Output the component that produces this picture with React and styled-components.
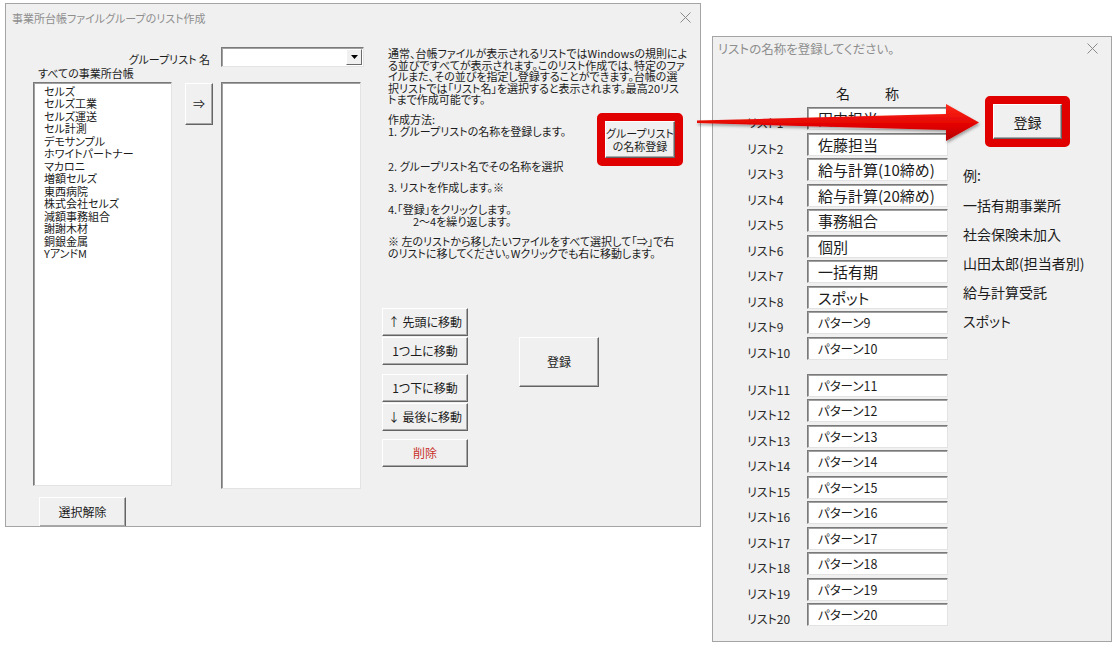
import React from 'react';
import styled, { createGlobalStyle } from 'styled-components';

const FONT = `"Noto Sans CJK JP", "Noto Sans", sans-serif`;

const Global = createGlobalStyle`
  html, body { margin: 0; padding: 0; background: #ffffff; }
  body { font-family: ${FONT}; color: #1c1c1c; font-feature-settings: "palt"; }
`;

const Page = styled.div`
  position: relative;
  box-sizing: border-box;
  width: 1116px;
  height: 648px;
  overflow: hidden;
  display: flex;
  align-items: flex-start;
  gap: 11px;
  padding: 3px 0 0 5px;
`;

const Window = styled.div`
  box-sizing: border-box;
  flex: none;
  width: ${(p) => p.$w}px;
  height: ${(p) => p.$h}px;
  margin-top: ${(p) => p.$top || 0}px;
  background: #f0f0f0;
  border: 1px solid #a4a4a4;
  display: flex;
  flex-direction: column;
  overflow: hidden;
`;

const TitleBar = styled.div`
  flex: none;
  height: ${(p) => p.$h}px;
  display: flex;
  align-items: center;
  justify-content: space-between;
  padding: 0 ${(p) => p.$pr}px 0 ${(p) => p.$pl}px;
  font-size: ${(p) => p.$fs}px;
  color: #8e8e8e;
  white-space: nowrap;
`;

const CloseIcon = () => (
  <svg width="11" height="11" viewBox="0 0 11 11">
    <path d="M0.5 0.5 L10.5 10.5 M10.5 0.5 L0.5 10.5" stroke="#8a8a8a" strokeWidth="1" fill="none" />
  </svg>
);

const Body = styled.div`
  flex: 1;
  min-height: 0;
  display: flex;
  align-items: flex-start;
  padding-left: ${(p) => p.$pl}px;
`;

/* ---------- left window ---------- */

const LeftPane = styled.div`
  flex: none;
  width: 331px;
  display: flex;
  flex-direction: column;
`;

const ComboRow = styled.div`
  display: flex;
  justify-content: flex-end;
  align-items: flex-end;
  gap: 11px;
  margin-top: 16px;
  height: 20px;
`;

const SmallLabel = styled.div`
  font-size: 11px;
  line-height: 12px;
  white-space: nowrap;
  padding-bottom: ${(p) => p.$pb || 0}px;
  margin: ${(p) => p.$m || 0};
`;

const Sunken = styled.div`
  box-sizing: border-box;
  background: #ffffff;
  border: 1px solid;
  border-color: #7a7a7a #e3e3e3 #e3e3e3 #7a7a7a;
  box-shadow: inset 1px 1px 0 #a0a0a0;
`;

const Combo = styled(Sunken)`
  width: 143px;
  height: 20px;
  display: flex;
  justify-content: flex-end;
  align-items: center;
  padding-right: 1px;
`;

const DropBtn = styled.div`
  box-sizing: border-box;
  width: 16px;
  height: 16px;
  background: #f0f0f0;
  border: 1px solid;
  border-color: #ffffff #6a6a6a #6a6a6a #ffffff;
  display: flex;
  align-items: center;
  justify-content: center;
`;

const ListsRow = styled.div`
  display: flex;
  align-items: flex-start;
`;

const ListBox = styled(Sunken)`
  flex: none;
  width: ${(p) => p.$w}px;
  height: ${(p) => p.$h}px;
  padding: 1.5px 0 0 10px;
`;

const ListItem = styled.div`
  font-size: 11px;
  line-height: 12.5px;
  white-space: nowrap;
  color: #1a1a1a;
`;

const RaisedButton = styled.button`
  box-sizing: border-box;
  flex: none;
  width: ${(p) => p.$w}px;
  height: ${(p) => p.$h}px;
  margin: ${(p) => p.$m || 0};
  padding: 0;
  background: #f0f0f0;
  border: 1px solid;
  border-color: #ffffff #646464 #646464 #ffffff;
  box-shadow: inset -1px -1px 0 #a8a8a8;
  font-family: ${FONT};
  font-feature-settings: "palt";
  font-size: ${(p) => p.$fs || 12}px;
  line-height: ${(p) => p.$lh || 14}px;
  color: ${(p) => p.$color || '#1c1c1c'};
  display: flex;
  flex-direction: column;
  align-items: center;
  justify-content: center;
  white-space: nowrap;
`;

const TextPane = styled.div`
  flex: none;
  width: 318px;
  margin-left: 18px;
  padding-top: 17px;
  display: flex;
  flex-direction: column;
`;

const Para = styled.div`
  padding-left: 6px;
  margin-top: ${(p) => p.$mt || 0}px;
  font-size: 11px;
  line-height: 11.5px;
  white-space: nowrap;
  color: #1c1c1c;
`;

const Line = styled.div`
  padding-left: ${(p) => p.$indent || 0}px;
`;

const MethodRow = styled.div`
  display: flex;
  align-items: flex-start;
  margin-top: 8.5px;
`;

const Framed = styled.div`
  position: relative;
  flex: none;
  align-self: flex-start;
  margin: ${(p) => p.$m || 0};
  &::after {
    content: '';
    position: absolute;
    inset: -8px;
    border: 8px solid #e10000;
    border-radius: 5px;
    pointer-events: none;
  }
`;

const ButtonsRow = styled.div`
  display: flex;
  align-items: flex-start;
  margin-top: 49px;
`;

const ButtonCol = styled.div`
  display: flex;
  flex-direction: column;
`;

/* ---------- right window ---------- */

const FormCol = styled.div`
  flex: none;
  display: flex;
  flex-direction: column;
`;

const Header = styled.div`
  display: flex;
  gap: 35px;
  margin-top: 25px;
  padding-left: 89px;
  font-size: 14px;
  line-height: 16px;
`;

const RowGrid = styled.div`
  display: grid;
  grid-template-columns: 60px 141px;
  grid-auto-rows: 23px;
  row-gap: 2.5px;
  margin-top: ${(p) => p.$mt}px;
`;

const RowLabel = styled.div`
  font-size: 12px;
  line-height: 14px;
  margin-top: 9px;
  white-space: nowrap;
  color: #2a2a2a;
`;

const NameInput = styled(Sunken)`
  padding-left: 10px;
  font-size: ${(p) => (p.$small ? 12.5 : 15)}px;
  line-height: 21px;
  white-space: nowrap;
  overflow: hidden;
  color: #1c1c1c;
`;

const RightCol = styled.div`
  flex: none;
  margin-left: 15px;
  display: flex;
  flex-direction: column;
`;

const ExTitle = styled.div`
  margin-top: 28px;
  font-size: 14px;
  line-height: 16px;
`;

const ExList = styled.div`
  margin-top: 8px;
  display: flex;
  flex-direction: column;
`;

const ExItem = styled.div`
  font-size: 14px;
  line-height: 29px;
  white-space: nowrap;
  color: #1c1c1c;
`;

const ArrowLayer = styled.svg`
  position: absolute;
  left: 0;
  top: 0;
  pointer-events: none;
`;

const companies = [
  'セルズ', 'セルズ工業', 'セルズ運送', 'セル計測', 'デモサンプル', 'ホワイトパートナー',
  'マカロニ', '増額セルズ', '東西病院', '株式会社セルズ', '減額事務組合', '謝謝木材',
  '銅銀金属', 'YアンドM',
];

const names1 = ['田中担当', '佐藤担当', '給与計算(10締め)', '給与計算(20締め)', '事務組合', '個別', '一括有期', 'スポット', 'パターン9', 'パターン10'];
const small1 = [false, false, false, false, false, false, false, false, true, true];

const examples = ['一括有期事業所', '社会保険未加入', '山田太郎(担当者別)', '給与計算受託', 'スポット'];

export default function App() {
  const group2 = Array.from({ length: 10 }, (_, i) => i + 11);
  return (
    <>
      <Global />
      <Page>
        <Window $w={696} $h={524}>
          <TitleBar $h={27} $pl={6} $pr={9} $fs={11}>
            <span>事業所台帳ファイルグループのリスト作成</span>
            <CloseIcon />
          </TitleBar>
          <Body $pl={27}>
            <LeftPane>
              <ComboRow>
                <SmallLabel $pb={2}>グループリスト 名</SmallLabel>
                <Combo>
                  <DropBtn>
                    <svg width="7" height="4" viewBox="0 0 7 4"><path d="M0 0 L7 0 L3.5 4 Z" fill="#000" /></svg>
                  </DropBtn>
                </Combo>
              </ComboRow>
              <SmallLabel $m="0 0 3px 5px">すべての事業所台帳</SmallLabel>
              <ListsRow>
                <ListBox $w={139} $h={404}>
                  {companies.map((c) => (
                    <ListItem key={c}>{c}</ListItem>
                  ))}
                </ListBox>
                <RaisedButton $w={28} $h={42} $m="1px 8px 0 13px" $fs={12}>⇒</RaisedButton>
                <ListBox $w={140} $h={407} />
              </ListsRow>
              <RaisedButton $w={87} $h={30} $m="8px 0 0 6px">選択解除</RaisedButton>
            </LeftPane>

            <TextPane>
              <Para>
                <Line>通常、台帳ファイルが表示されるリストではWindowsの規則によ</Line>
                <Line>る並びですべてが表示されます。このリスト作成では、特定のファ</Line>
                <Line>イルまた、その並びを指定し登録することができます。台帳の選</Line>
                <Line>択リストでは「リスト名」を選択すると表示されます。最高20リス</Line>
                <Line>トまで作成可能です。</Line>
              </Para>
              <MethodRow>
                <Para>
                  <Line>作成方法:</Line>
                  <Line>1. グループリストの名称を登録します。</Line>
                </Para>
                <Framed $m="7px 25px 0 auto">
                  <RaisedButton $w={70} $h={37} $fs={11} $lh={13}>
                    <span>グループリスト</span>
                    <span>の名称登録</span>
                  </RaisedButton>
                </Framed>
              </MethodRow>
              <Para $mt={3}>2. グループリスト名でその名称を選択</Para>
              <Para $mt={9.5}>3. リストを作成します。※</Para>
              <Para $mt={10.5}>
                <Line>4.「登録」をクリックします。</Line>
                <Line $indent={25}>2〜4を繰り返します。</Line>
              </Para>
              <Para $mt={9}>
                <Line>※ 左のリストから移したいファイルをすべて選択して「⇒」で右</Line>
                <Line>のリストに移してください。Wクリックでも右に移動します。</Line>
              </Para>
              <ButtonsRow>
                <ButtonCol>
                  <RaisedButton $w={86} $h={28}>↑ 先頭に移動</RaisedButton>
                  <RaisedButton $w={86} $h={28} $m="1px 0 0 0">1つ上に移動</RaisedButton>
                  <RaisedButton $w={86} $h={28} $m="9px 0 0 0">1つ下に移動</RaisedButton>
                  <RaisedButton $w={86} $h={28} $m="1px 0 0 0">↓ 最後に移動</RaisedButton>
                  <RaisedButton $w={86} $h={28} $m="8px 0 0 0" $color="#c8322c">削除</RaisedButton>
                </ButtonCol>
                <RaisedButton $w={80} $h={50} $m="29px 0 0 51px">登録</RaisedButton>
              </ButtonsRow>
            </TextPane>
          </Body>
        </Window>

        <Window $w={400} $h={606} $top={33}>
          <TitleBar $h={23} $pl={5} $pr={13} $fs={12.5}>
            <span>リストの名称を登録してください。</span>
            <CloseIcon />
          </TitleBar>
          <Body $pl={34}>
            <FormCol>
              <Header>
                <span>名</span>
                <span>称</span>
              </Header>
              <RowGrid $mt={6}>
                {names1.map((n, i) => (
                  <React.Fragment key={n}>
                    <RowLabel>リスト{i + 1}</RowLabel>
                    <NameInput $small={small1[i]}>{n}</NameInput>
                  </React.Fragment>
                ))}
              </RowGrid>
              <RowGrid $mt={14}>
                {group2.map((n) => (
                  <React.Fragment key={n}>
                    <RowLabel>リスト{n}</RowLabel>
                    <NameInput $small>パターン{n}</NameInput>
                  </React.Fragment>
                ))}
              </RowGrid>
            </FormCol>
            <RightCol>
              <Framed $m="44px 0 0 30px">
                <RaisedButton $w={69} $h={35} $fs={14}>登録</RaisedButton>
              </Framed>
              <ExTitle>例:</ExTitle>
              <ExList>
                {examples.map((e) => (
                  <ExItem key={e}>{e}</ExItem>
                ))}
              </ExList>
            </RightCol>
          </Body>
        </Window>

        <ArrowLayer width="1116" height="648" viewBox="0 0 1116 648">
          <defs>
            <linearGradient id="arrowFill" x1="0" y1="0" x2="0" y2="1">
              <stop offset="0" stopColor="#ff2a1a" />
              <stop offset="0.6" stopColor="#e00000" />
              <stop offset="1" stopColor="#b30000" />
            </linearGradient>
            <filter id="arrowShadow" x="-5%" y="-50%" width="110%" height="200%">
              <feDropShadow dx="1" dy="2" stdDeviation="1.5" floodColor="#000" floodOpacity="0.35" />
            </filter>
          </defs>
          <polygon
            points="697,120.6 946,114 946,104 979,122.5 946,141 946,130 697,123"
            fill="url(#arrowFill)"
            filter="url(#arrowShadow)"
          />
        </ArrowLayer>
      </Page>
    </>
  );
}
———
### REQUIREMENTS
Your answer should be only the number of lines that hold the word "components".

### ANSWER TO THIS EXERCISE
2